Before transferring to the University of Ottawa to pursue a degree in physiotherapy, Émilie Bouchard played hockey for l’Université de Moncton for four years, where she attended two national championships and was named an All-Canadian goalie.

But after playing with one team for so long, it can be difficult for student-athletes to make the change to another team for their fifth and final year of eligibility. Bouchard spoke to the Fulcrum about the change of scenery after spending almost half a decade playing hockey in Atlantic Canada.

“It was definitely a big change. After playing for years in Moncton you sort of get used to everything,” said Bouchard on her transition into the U of O women’s hockey team. “The girls really helped me adjust to life in Ottawa.”

For Bouchard, who had a career 1.79 goals against average and a 0.933 save percentage with Moncton, the change not only brought on a new team, but a new league of competition.

“It’s definitely an adjustment. The calibre is a notch above in the RSEQ (Réseau du sports étudiants du Québec),” said Bouchard. “When you are playing teams like McGill with Olympians like Mélodie Daoust, it’s different for sure.”

The mental aspect of play is crucial for high-performance goaltenders around the world and Bouchard is no exception, as she credits that aspect for helping her develop into the goalie she is today.

“Mental preparation and visualization are big aspects of my preparation before games. Before games I like to get in my zone and step away from the other players so I can get ready to play,” said Bouchard. “I also like to practice my hand-eye coordination prior to puck drop.”

It goes without saying that goaltenders have a tough job, and have to deal with an enormous amount of pressure. The burden of a loss can often fall on the one standing in between the pipes, and some might argue that it is the toughest job in sports.

One of the keys Bouchard has learned is to not dwell on past performances.

“When you let in a goal you need to recoup and forget about it. I think I’ve definitely gotten better at that over the years.”
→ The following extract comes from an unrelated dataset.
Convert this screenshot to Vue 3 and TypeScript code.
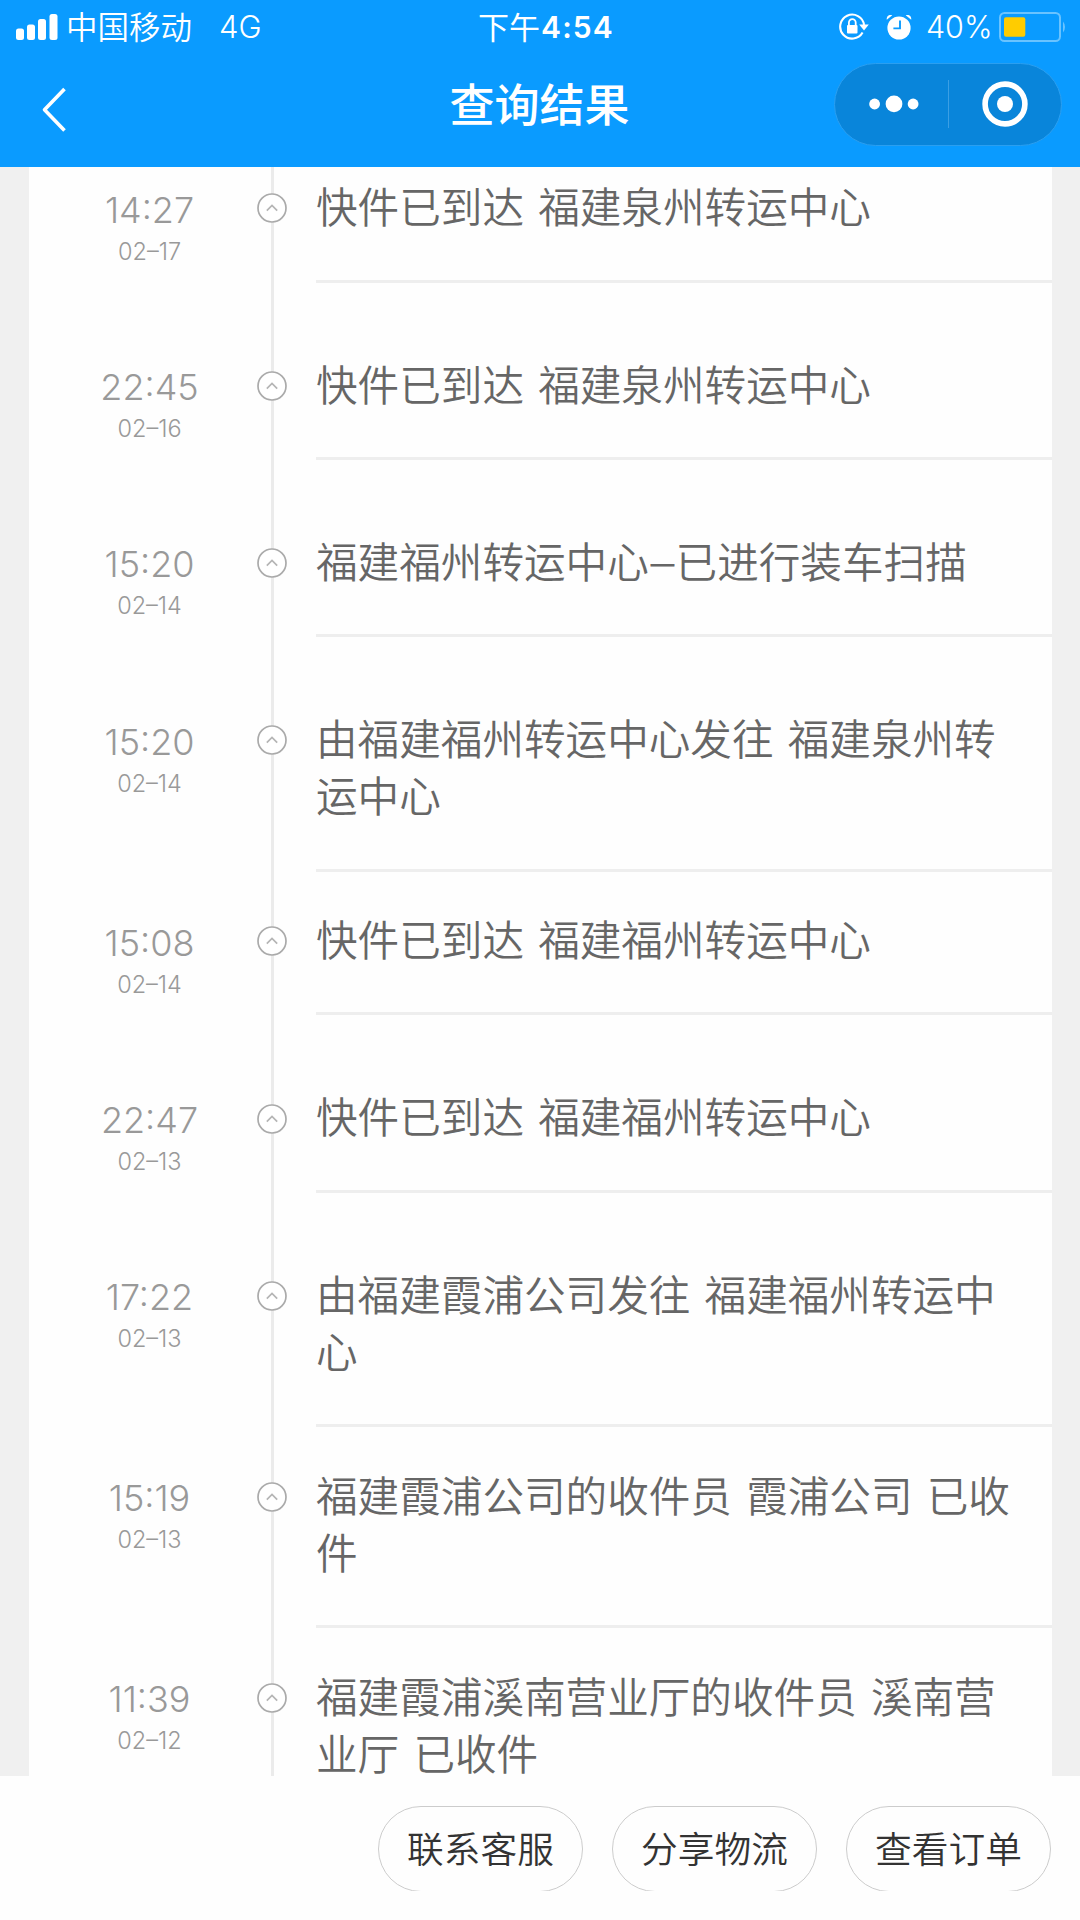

Her contributions to the Gee-Gees in her final year did not go unnoticed. Even though her team got prematurely booted from the playoffs, Bouchard still posted a 0.909 save percentage and a 2.74 goals against average for the regular season.

Quick foot speed and powerful lateral movements are of utmost priority for high-caliber goalies, and it is something Bouchard has constantly strived to improve.

“I definitely consider foot speed as one of my strengths. It’s something that I have worked hard on in the off-season over the years.”

Overall, Bouchard was really happy that she got the chance to use her fifth year of eligibility at the U of O. Besides her two national championship appearances and winning the Atlantic University Sport conference, she stated that beating McGill on Jan. 8 this year was one of the highlights of her university career.

“Being able to beat McGill in my last year was special. They beat me in the CIS (U Sports) championship a couple years ago, so it was nice.”

As Bouchard continues to finish up her graduate degree, she has not ruled out the possibility of continuing to pursue hockey, with her dream goal being to play in the Canadian Women’s Hockey League.